As Traffic Noise Rises, So Does Risk of Stroke in Older People, Study Finds
WebMD Health News
Reviewed by Laura J. Martin, MD

Jan. 25, 2011 -- The noises generated by road traffic may increase the risk of stroke, especially in older people, new research indicates.

In a new study, which its authors say is the first to investigate links between road traffic noise and stroke risk, researchers found that for every 10 decibel increase in noise, the risk of having a stroke increased 14% overall in a participant pool of 51,485 people.

Danish scientists say they found no statistically significant increased risk of stroke caused by road noise in people under 65.

The risk, however, increased by 27% for every 10 decibels of higher road traffic noise in people aged 65 and older.

What’s more, the researchers say in a news release that they found indications of a threshold limit of about 60 decibels, above which the risk of stroke seemed to increase even more.

Traffic Noise and Cardiovascular Disease

"Our study shows that exposure to road traffic noise seems to increase the risk of stroke," says study author Mette Sorensen, senior researcher at the Institute of Cancer Epidemiology at the Danish Cancer Society in Copenhagen. "Previous studies have linked traffic noise with raised blood pressure and heart attacks, and our study adds to the accumulating evidence that traffic noise may cause a range of cardiovascular diseases."

She says that such findings highlight "the need for action to reduce people's exposure to noise" and that more research is needed before firm conclusions can be made about the apparent links between noise and cardiovascular events. This study shows an association, but cannot prove cause and effect.

The study involved 57,053 people aged 50 to 64 in high traffic areas of Copenhagen and Aarhus, Denmark’s second largest city, between 1993 and 1997.

The researchers say medical and residential histories were available for 51,485 of the participants, and that their average follow-up time was 10 years.
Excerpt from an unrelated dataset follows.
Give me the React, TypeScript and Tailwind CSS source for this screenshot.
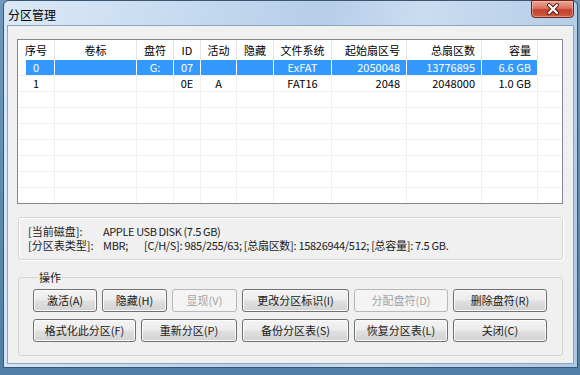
import React from "react";

const FONT = { fontFamily: '"Noto Sans CJK SC", "Liberation Sans", sans-serif' };

type Align = "c" | "r";
const headers: { t: string; a: Align }[] = [
  { t: "序号", a: "c" },
  { t: "卷标", a: "c" },
  { t: "盘符", a: "c" },
  { t: "ID", a: "c" },
  { t: "活动", a: "c" },
  { t: "隐藏", a: "c" },
  { t: "文件系统", a: "c" },
  { t: "起始扇区号", a: "r" },
  { t: "总扇区数", a: "r" },
  { t: "容量", a: "r" },
];

const rows: string[][] = [
  ["0", "", "G:", "07", "", "", "ExFAT", "2050048", "13776895", "6.6 GB"],
  ["1", "", "", "0E", "A", "", "FAT16", "2048", "2048000", "1.0 GB"],
  ["", "", "", "", "", "", "", "", "", ""],
  ["", "", "", "", "", "", "", "", "", ""],
  ["", "", "", "", "", "", "", "", "", ""],
  ["", "", "", "", "", "", "", "", "", ""],
  ["", "", "", "", "", "", "", "", "", ""],
  ["", "", "", "", "", "", "", "", "", ""],
  ["", "", "", "", "", "", "", "", "", ""],
];

const GRID = "grid grid-cols-[37px_82px_37px_27px_36px_37px_58px_75px_75px_56px_1fr]";

function Btn({ w, children, disabled }: { w: string; children: React.ReactNode; disabled?: boolean }) {
  return disabled ? (
    <div
      className={`${w} h-[23px] rounded-[3px] border border-[#b4b8bb] bg-[#f4f4f4] text-[#a3a3a3] text-[11px] leading-[13px] flex items-center justify-center`}
    >
      {children}
    </div>
  ) : (
    <div
      className={`${w} h-[23px] rounded-[3px] border border-[#707070] bg-[linear-gradient(to_bottom,#f4f4f4_0%,#ececec_45%,#dfdfdf_55%,#d2d2d2_100%)] shadow-[inset_0_0_0_1px_#fbfbfb] text-[#1a1a1a] text-[11px] leading-[13px] flex items-center justify-center`}
    >
      {children}
    </div>
  );
}

export default function App() {
  return (
    <div className="w-[580px] h-[375px] bg-[linear-gradient(to_bottom,#6e98be,#4f7ea6)] overflow-hidden" style={FONT}>
      <div className="ml-[3px] w-[575px] h-[368px] border border-[#3b5670] rounded-t-[6px] bg-[linear-gradient(100deg,#dbe9f7_0%,#c6dbf0_28%,#b6cee9_50%,#cadcf0_66%,#adc8e5_100%)] px-[3px] pb-[3px] flex flex-col">
        {/* Title bar */}
        <div className="h-[24px] flex items-start justify-between">
          <div className="pl-[1px] pt-[7px] text-[12px] leading-[13px] text-black">分区管理</div>
          <div className="w-[43px] h-[18px] mt-[-1px] rounded-b-[4px] border border-[#6b2418] bg-[linear-gradient(to_bottom,#eaa698_0%,#da7361_45%,#c43f2a_55%,#cc5c40_100%)] shadow-[inset_0_0_0_1px_rgba(255,200,190,0.5)] flex items-center justify-center">
            <svg width="14" height="12" viewBox="0 0 14 12">
              <path d="M3 2 L11 10 M11 2 L3 10" stroke="#5a1a10" strokeWidth="4" strokeLinecap="round" />
              <path d="M3 2 L11 10 M11 2 L3 10" stroke="#ffffff" strokeWidth="2.2" strokeLinecap="round" />
            </svg>
          </div>
        </div>

        {/* Client area */}
        <div className="flex-1 border border-[#8aa5c2] bg-[#f0f0f0] flex flex-col">
          {/* List view */}
          <div className="ml-[9px] mt-[13px] w-[546px] h-[165px] border border-[#828790] bg-white overflow-hidden">
            <div className={`${GRID} h-[20px] text-[11px] text-black`}>
              {headers.map((h, i) => (
                <div
                  key={i}
                  className={`border-r border-[#e5e5e5] flex items-center leading-[13px] ${h.a === "c" ? "justify-center" : "justify-end pr-[6px]"}`}
                >
                  {h.t}
                </div>
              ))}
              <div />
            </div>
            {rows.map((r, ri) => {
              const sel = ri === 0;
              return (
                <div key={ri} className={`${GRID} h-[16px] text-[11px] leading-[13px]`}>
                  {r.map((c, ci) => (
                    <div
                      key={ci}
                      className={`border-b border-r flex items-center ${headers[ci].a === "c" ? "justify-center" : "justify-end pr-[6px]"} ${
                        sel
                          ? ci === 0
                            ? "border-b-[#f0f0f0] border-r-white text-white bg-[linear-gradient(to_right,#ffffff_8px,#3399ff_8px)]"
                            : "border-b-[#f0f0f0] border-r-white text-white bg-[#3399ff]"
                          : "border-[#f0f0f0] text-black"
                      }`}
                    >
                      {c}
                    </div>
                  ))}
                  <div className="border-b border-[#f0f0f0]" />
                </div>
              );
            })}
          </div>

          {/* Info box */}
          <div className="ml-[10px] mt-[13px] w-[545px] h-[43px] rounded-[3px] border border-[#d5d5d5] shadow-[inset_1px_1px_0_#ffffff,1px_1px_0_#ffffff] pl-[9px] pt-[6px] text-[11px] leading-[14px] text-[#1a1a1a]">
            <div className="flex">
              <div className="w-[75px]">[当前磁盘]:</div>
              <div className="tracking-[-0.4px]">APPLE USB DISK (7.5 GB)</div>
            </div>
            <div className="flex">
              <div className="w-[75px]">[分区表类型]:</div>
              <div className="w-[41px] tracking-[-0.3px]">MBR;</div>
              <div className="tracking-[-0.3px]">[C/H/S]: 985/255/63; [总扇区数]: 15826944/512; [总容量]: 7.5 GB.</div>
            </div>
          </div>

          {/* Operations group */}
          <fieldset className="ml-[10px] mt-[11px] w-[545px] rounded-[3px] border border-[#d5d5d5] pl-[14px] pt-[5px] pb-[13px]">
            <legend className="ml-[5px] px-[1px] text-[11px] leading-[13px] text-[#1a1a1a]">操作</legend>
            <div className="flex flex-col gap-[7px]">
              <div className="flex gap-[5px]">
                <Btn w="w-[64px]">激活(A)</Btn>
                <Btn w="w-[65px]">隐藏(H)</Btn>
                <Btn w="w-[65px]" disabled>显现(V)</Btn>
                <Btn w="w-[107px]">更改分区标识(I)</Btn>
                <Btn w="w-[94px]" disabled>分配盘符(D)</Btn>
                <Btn w="w-[94px]">删除盘符(R)</Btn>
              </div>
              <div className="flex gap-[5px]">
                <Btn w="w-[103px]">格式化此分区(F)</Btn>
                <Btn w="w-[96px]">重新分区(P)</Btn>
                <Btn w="w-[107px]">备份分区表(S)</Btn>
                <Btn w="w-[94px]">恢复分区表(L)</Btn>
                <Btn w="w-[94px]">关闭(C)</Btn>
              </div>
            </div>
          </fieldset>
        </div>
      </div>
    </div>
  );
}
During that period, 1,881 had a stroke.

Other Possible Stroke Causes Were Factored Out Before Conclusion Reached

Sorensen and colleagues say they made allowances in the study for the effects of air pollution and exposure to other sources of noise, such as that from railroads and airplanes. They also took into consideration lifestyle factors such as smoking, alcohol and caffeine use, and diet.
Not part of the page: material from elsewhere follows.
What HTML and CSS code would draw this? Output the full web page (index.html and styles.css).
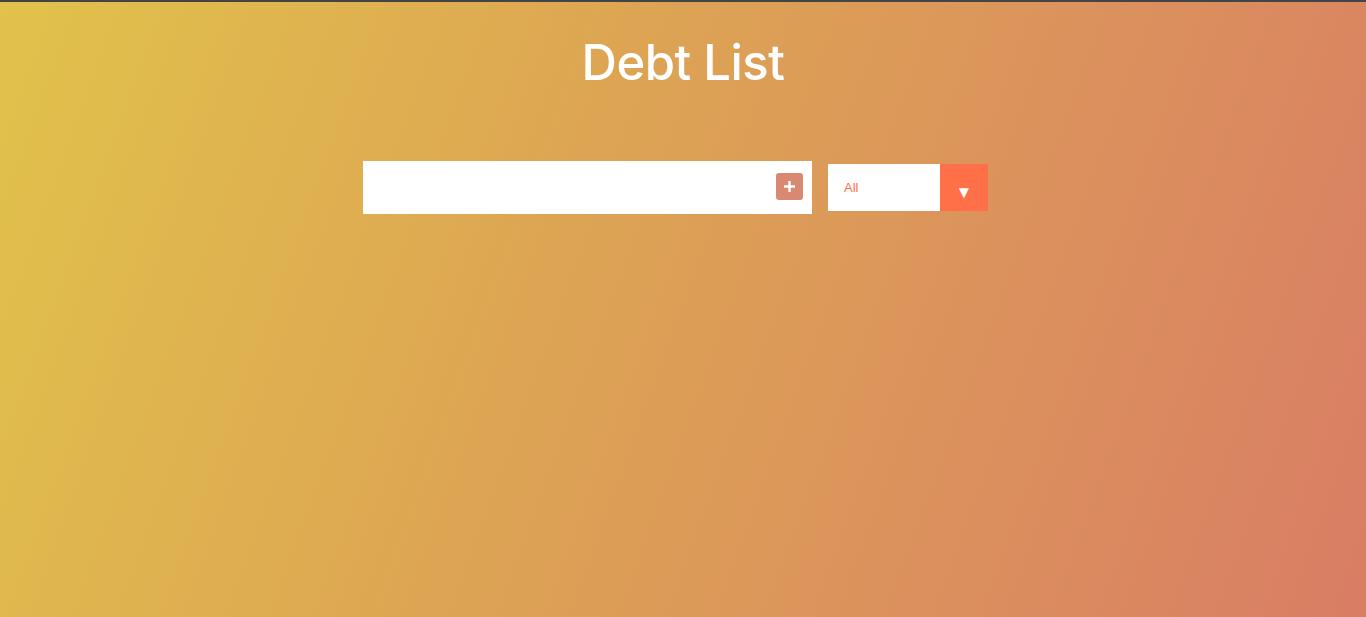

The data on where the study participants lived was linked to a noise calculation program that has been used to map noise levels in a number of locations in Scandinavia for several years. This program takes into account the amount of traffic congestion and speed, the type of road, such as rural or high-speed freeway, types of road surfaces, and the heights of people’s homes compared to the road surfaces.

At the start of the study, 35% of the people were exposed to noise levels greater than 60 decibels, and 72% lived at the same address through the end of the research project. The researchers’ lowest estimate for noise exposure was 40 decibels, and the highest was 82 decibels.

To put this into context, a jackhammer produces about 130 decibels and a jet plane taking off about 120.